§ **WORK TO DO**: Wherever the string "page" appears in a line, extract that line.

§ **GIVEN INFORMATION**:
____

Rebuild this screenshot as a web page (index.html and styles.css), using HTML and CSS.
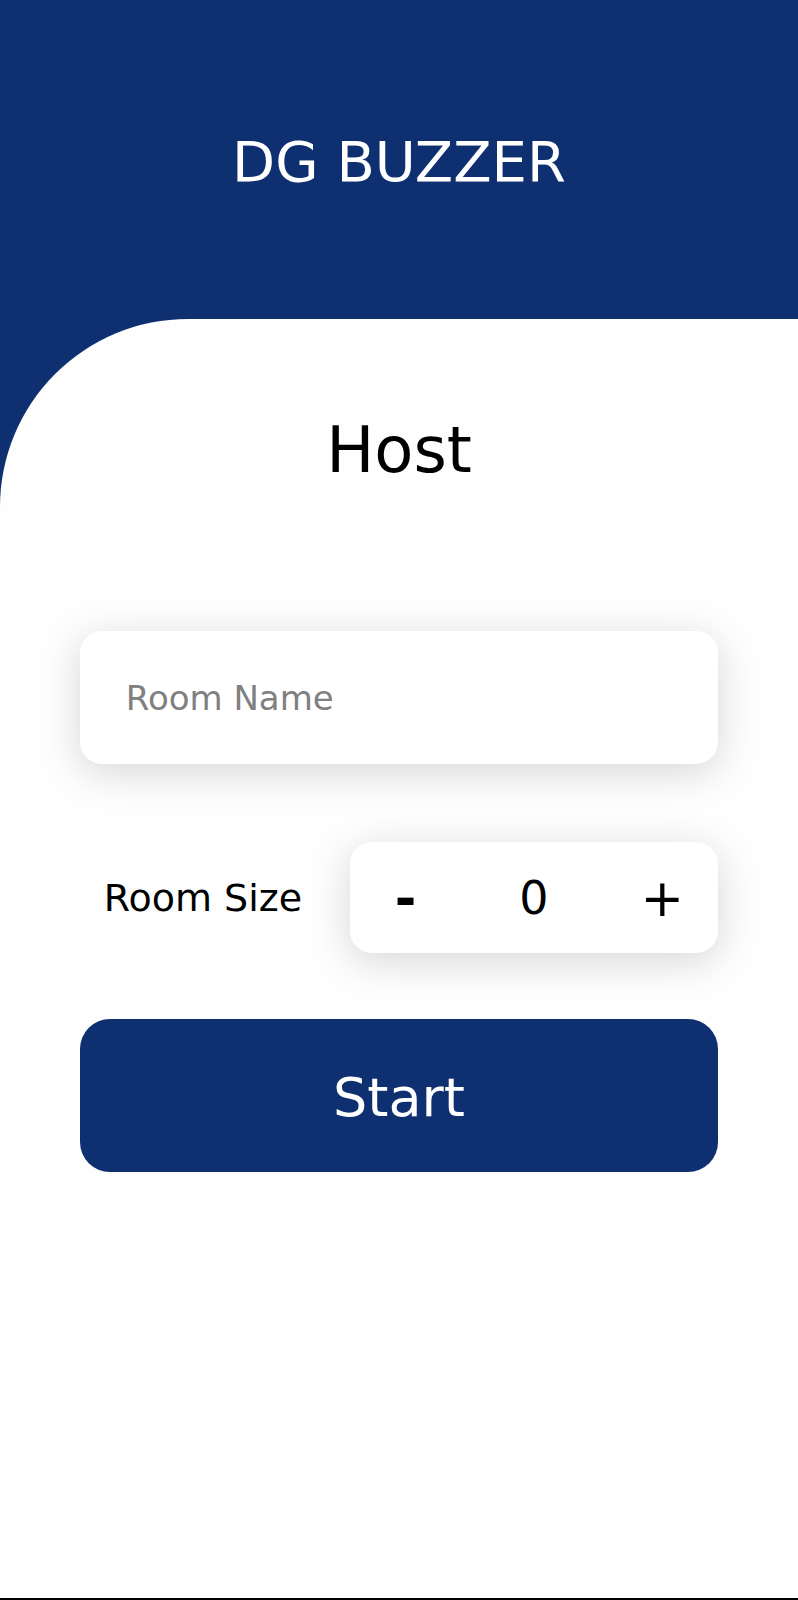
FILE: index.html
```html
<!DOCTYPE html>
<html lang="en">
<head>
<meta charset="utf-8">
<meta name="viewport" content="width=device-width, initial-scale=1">
<title>DG Buzzer</title>
<link rel="stylesheet" href="styles.css">
</head>
<body class="page">
<header class="banner">
  <h1 class="banner-title">DG BUZZER</h1>
</header>
<main class="panel">
  <h2 class="panel-title">Host</h2>
  <form class="room-form">
    <input class="room-name" type="text" placeholder="Room Name" aria-label="Room Name">
    <div class="size-row">
      <label class="size-label" for="room-size">Room Size</label>
      <div class="stepper">
        <button class="step step-minus" type="button" aria-label="Decrease room size">-</button>
        <input class="step-value" id="room-size" type="text" inputmode="numeric" value="0">
        <button class="step" type="button" aria-label="Increase room size">+</button>
      </div>
    </div>
    <button class="start" type="button">Start</button>
  </form>
</main>
</body>
</html>
```
FILE: styles.css
```css
* {
  box-sizing: border-box;
}

.page {
  margin: 0;
  min-height: 100vh;
  display: flex;
  flex-direction: column;
  background: #0e2f70;
  color: #000;
  font-family: "DejaVu Sans", sans-serif;
  border-bottom: 2px solid #000;
}

.banner {
  padding: 130px 24px 125px;
  text-align: center;
}

.banner-title {
  margin: 0;
  color: #fff;
  font-size: 56px;
  line-height: 64px;
  font-weight: 400;
}

.panel {
  flex: 1;
  padding: 95px 10% 48px;
  background: #fefefe;
  border-top-left-radius: 188px;
}

.panel-title {
  margin: 0 0 145px;
  font-size: 64px;
  line-height: 72px;
  font-weight: 400;
  text-align: center;
}

.room-form {
  display: flex;
  flex-direction: column;
}

.room-name,
.stepper {
  background: #fff;
  border: 0;
  border-radius: 22px;
  box-shadow: 0 8px 40px rgba(0, 0, 0, 0.16);
}

.room-name {
  width: 100%;
  height: 133px;
  padding: 0 46px;
  font-family: inherit;
  font-size: 34px;
}

.room-name::placeholder {
  color: #808080;
  opacity: 1;
}

.size-row {
  display: flex;
  align-items: center;
  justify-content: space-between;
  margin: 78px 0 66px;
  padding-left: 24px;
}

.size-label {
  font-size: 38px;
  line-height: 44px;
  white-space: nowrap;
}

.stepper {
  display: flex;
  align-items: center;
  flex: 0 0 60%;
  min-width: 0;
  height: 111px;
  padding: 0 24px;
}

.step,
.step-value {
  min-width: 0;
  padding: 0;
  border: 0;
  background: transparent;
  color: #000;
  font-family: inherit;
  text-align: center;
}

.step {
  flex: 0 0 64px;
  font-size: 52px;
  line-height: 64px;
}

.step-minus {
  font-weight: 700;
}

.step-value {
  flex: 1;
  width: 100%;
  font-size: 46px;
  line-height: 64px;
}

.start {
  padding: 46px 24px 42px;
  border: 0;
  border-radius: 30px;
  background: #0e2f70;
  color: #fff;
  font-family: inherit;
  font-size: 54px;
  line-height: 65px;
}
```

____

§ **RESULT BELOW**:
Rebuild this screenshot as a web page (index.html and styles.css), using HTML and CSS.
<body class="page">
.page {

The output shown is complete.